━━━━━ RECORDS TO USE ━━━━━
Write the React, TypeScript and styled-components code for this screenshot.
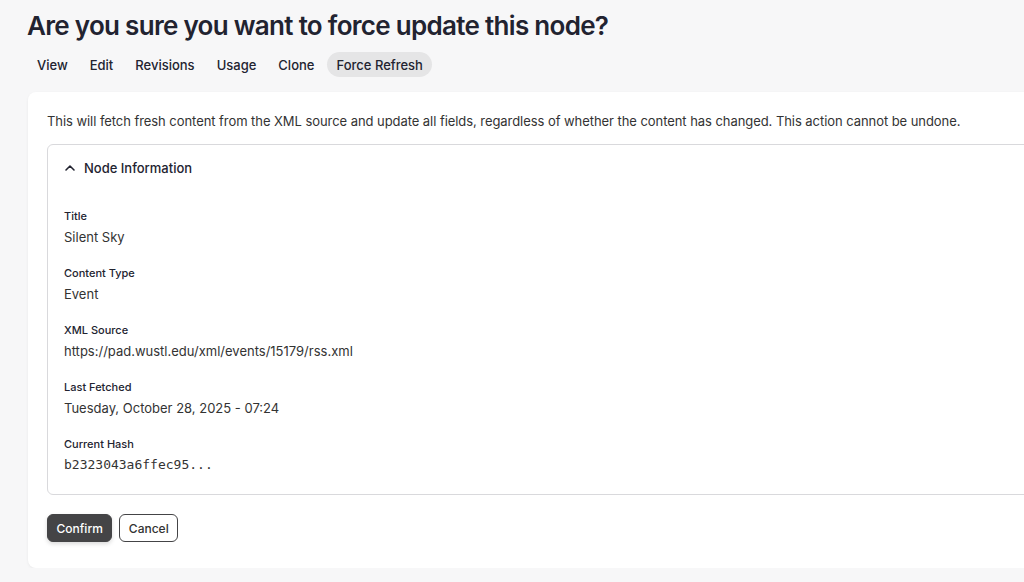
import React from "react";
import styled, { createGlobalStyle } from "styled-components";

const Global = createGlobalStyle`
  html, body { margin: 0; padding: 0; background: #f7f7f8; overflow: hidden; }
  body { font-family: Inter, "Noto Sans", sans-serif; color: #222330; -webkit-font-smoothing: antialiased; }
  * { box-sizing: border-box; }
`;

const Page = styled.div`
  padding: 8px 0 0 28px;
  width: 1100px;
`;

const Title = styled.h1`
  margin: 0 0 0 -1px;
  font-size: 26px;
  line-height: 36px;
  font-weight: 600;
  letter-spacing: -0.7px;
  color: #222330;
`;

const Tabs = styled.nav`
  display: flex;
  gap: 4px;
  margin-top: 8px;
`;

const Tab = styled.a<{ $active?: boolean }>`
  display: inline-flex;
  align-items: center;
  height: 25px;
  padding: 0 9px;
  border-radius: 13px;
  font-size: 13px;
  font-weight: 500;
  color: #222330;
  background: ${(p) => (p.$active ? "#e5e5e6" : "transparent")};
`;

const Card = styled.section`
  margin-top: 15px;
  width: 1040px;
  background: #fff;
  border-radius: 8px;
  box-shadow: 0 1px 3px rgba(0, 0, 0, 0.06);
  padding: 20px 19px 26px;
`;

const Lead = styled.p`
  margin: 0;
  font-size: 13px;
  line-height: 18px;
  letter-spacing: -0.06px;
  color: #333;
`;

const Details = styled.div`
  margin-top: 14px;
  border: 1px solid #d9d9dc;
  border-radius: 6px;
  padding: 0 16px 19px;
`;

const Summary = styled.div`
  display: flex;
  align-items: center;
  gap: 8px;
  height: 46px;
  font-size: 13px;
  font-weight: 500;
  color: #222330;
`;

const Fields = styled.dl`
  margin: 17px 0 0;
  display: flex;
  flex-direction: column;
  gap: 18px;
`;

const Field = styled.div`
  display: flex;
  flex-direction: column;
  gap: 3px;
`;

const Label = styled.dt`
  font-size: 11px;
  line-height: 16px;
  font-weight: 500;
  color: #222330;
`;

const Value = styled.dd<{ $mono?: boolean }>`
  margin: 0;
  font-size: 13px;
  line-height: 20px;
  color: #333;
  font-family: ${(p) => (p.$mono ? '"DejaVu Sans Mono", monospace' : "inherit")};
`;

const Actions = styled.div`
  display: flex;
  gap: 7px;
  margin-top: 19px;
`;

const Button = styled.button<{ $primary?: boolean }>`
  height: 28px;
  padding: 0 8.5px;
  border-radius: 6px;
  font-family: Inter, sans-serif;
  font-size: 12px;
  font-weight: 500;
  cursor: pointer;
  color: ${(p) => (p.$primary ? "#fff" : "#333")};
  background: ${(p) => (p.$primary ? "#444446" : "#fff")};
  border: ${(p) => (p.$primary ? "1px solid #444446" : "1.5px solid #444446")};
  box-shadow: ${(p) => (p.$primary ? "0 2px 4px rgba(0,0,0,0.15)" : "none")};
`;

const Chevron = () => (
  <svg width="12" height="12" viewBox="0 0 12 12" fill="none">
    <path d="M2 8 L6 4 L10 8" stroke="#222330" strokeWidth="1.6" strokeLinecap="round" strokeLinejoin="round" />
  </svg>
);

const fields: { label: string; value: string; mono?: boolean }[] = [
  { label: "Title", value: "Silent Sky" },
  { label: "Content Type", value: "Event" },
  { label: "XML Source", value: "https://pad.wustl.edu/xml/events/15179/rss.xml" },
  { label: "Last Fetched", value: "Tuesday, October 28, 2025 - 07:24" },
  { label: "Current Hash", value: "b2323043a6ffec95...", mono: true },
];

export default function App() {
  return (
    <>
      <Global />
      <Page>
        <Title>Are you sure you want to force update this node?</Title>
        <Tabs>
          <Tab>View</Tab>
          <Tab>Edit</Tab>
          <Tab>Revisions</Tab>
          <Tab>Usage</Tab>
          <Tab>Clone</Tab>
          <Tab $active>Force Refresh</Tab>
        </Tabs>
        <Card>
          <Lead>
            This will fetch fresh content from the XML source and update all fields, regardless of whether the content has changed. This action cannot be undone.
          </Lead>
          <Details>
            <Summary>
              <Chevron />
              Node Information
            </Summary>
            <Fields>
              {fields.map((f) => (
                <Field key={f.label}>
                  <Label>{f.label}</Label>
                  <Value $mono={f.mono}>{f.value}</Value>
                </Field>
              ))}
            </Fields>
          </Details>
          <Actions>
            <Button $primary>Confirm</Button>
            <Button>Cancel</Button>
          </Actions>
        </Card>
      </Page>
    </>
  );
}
━━━━━
━━━━━ RECORDS TO USE ━━━━━
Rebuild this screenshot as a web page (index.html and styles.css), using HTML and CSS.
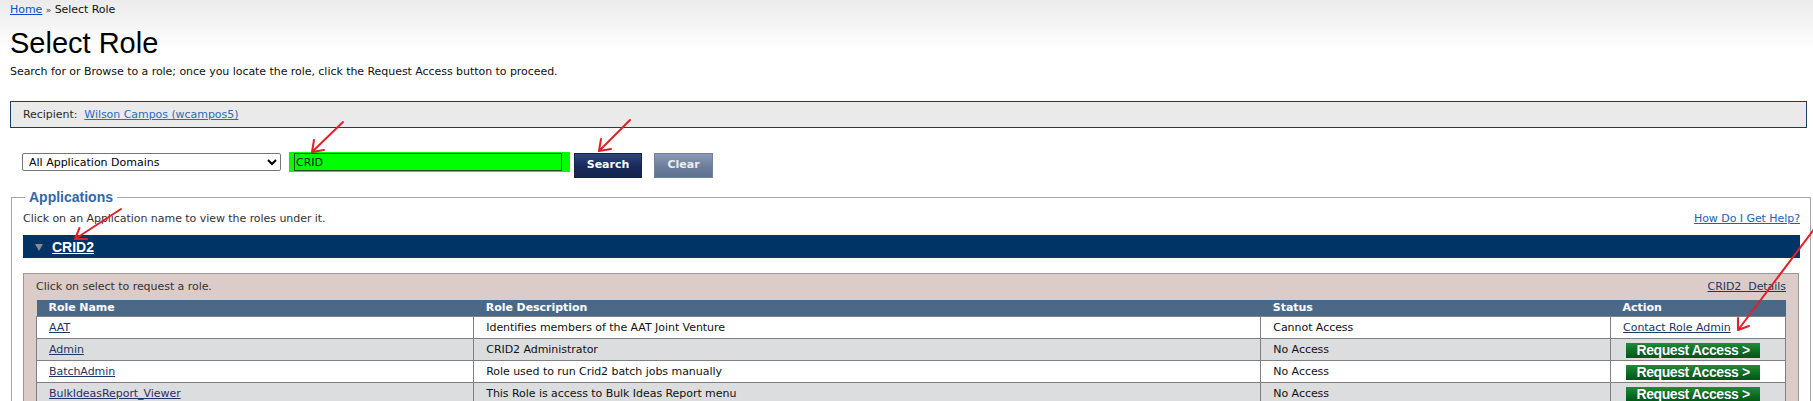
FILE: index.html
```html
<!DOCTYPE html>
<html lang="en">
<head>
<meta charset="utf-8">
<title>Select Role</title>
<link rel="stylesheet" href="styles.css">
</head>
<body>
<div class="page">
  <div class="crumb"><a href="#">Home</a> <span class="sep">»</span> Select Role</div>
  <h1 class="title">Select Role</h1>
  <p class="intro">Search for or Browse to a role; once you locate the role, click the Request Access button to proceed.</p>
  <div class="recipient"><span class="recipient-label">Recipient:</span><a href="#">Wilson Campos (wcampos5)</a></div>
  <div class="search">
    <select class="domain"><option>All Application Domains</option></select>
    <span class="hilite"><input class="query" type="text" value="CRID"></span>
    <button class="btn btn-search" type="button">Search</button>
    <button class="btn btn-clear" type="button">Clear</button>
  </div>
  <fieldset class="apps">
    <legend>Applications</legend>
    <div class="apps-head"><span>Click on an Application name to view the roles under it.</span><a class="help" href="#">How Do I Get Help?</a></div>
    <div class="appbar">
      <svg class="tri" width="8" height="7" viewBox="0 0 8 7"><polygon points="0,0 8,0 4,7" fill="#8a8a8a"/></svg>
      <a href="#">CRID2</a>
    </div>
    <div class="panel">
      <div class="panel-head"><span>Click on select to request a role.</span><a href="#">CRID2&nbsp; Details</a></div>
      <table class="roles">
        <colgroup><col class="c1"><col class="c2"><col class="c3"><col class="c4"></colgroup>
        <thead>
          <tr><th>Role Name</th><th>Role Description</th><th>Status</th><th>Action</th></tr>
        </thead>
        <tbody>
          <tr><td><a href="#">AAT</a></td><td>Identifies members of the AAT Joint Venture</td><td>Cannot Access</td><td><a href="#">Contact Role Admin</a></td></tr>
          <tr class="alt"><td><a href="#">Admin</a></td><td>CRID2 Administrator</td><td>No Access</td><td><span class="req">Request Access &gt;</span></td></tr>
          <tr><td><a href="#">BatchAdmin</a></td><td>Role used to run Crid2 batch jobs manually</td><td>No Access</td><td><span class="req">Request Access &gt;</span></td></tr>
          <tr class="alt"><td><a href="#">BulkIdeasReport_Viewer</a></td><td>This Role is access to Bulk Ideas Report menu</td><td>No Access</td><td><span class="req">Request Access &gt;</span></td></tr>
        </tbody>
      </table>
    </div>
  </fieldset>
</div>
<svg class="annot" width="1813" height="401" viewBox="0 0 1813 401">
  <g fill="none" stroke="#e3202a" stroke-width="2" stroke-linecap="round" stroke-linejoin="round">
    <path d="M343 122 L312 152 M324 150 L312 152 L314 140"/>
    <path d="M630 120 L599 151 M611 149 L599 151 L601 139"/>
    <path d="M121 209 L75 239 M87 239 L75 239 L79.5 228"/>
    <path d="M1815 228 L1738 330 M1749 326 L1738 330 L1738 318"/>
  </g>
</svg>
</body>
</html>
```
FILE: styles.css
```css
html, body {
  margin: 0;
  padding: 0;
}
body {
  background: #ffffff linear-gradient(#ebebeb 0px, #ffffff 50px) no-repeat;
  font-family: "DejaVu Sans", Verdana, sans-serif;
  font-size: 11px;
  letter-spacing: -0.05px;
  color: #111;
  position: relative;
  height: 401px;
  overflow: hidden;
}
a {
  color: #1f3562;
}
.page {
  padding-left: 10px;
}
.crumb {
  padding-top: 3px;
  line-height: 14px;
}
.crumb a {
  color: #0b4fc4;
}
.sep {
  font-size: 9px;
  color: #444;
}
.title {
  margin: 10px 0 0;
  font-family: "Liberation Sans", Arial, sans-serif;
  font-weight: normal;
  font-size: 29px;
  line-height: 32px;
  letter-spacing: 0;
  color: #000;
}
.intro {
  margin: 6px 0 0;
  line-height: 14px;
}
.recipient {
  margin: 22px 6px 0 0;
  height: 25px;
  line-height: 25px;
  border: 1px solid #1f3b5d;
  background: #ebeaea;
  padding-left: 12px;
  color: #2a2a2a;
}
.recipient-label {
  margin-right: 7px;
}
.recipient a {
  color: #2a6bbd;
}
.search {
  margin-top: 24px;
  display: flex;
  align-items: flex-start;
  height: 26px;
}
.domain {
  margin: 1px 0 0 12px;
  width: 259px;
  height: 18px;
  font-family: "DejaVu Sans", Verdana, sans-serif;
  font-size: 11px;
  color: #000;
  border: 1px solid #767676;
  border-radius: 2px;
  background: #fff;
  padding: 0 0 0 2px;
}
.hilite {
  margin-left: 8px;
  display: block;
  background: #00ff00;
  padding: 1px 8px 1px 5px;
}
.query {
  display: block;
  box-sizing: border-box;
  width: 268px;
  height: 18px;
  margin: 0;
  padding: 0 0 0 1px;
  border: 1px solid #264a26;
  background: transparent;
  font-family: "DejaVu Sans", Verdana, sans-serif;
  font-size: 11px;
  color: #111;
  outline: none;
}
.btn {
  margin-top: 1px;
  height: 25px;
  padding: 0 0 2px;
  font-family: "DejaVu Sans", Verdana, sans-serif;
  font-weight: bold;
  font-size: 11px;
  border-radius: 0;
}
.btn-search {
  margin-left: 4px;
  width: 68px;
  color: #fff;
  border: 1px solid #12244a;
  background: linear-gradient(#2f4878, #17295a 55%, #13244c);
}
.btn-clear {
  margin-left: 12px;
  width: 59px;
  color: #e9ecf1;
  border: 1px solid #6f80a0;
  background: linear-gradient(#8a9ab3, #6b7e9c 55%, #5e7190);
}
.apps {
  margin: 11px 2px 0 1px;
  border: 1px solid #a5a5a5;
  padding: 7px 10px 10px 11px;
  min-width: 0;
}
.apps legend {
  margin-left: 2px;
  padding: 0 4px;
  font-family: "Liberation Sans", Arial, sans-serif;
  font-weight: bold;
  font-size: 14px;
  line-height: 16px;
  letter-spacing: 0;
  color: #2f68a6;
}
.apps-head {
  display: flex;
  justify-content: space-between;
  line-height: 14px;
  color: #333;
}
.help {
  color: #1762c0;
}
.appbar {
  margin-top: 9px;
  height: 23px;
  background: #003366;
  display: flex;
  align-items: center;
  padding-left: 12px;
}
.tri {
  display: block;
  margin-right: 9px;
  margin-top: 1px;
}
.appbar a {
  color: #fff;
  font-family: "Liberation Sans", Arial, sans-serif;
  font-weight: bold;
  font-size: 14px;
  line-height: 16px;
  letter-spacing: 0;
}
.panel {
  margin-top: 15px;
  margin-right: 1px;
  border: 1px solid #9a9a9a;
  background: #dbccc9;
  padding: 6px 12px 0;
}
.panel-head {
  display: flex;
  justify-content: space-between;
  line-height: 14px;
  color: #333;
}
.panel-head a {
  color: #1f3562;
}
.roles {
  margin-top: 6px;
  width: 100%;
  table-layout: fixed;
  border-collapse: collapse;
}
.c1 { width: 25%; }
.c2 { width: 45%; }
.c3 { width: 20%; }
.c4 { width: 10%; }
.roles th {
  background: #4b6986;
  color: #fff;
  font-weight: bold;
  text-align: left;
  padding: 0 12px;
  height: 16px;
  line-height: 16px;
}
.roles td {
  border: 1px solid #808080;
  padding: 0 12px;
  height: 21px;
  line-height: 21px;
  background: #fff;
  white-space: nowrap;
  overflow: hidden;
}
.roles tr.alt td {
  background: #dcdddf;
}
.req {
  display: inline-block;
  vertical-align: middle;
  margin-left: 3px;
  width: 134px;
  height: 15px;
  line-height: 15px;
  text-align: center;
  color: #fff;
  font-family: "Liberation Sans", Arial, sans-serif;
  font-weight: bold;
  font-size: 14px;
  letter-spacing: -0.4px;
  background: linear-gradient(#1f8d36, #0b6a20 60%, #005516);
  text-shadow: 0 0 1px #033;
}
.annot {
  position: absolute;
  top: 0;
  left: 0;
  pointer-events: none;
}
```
━━━━━
PROBLEM REQUIREMENTS: Provide solely the number of lines in the data that include the word "components".

WRITTEN SOLUTION: 2